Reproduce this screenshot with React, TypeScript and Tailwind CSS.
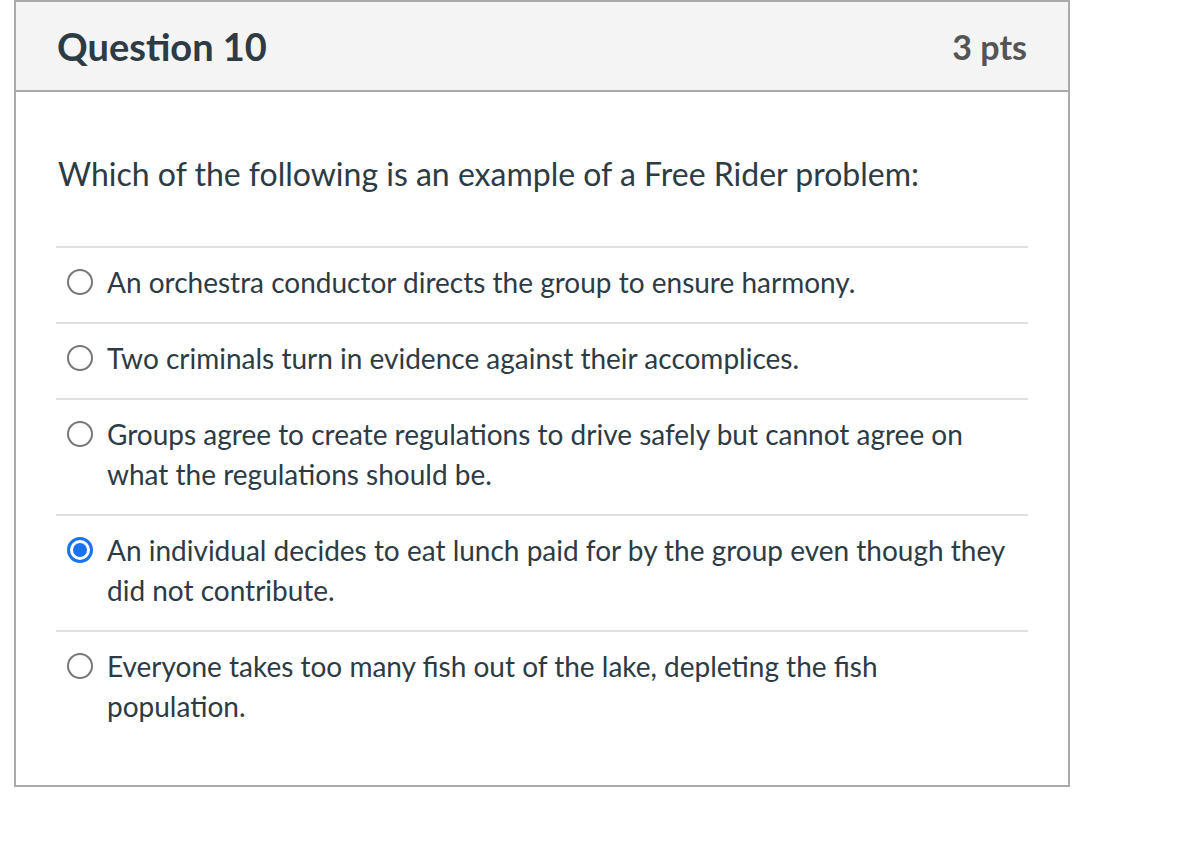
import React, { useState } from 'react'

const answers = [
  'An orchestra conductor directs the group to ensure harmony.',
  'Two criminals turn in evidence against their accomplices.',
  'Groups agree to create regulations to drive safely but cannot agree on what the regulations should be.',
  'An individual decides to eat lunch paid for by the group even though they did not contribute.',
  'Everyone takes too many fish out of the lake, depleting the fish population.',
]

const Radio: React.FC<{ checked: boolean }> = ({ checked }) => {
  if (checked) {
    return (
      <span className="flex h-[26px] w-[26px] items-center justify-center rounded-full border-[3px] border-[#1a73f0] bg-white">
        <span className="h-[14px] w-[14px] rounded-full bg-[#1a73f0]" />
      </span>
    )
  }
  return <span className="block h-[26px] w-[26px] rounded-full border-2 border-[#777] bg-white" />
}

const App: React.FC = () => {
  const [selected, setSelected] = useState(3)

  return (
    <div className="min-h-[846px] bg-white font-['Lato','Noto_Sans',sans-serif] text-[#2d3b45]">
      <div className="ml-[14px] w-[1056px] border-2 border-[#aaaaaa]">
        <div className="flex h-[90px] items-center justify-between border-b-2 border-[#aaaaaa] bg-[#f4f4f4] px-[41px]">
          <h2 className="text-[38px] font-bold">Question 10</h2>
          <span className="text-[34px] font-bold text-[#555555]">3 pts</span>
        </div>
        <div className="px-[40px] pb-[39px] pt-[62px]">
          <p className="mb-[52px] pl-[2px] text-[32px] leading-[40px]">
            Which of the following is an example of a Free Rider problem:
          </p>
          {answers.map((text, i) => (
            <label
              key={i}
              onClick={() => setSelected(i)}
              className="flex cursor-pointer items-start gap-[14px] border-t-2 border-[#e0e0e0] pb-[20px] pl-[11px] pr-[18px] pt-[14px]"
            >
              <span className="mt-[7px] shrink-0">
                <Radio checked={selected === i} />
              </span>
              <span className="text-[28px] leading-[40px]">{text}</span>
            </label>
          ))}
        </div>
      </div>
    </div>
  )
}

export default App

◆ Problem: Print the whole listing above once more, word for word, without its pictures.

◆ Response below:
Reproduce this screenshot with React, TypeScript and Tailwind CSS.
import React, { useState } from 'react'

const answers = [
  'An orchestra conductor directs the group to ensure harmony.',
  'Two criminals turn in evidence against their accomplices.',
  'Groups agree to create regulations to drive safely but cannot agree on what the regulations should be.',
  'An individual decides to eat lunch paid for by the group even though they did not contribute.',
  'Everyone takes too many fish out of the lake, depleting the fish population.',
]

const Radio: React.FC<{ checked: boolean }> = ({ checked }) => {
  if (checked) {
    return (
      <span className="flex h-[26px] w-[26px] items-center justify-center rounded-full border-[3px] border-[#1a73f0] bg-white">
        <span className="h-[14px] w-[14px] rounded-full bg-[#1a73f0]" />
      </span>
    )
  }
  return <span className="block h-[26px] w-[26px] rounded-full border-2 border-[#777] bg-white" />
}

const App: React.FC = () => {
  const [selected, setSelected] = useState(3)

  return (
    <div className="min-h-[846px] bg-white font-['Lato','Noto_Sans',sans-serif] text-[#2d3b45]">
      <div className="ml-[14px] w-[1056px] border-2 border-[#aaaaaa]">
        <div className="flex h-[90px] items-center justify-between border-b-2 border-[#aaaaaa] bg-[#f4f4f4] px-[41px]">
          <h2 className="text-[38px] font-bold">Question 10</h2>
          <span className="text-[34px] font-bold text-[#555555]">3 pts</span>
        </div>
        <div className="px-[40px] pb-[39px] pt-[62px]">
          <p className="mb-[52px] pl-[2px] text-[32px] leading-[40px]">
            Which of the following is an example of a Free Rider problem:
          </p>
          {answers.map((text, i) => (
            <label
              key={i}
              onClick={() => setSelected(i)}
              className="flex cursor-pointer items-start gap-[14px] border-t-2 border-[#e0e0e0] pb-[20px] pl-[11px] pr-[18px] pt-[14px]"
            >
              <span className="mt-[7px] shrink-0">
                <Radio checked={selected === i} />
              </span>
              <span className="text-[28px] leading-[40px]">{text}</span>
            </label>
          ))}
        </div>
      </div>
    </div>
  )
}

export default App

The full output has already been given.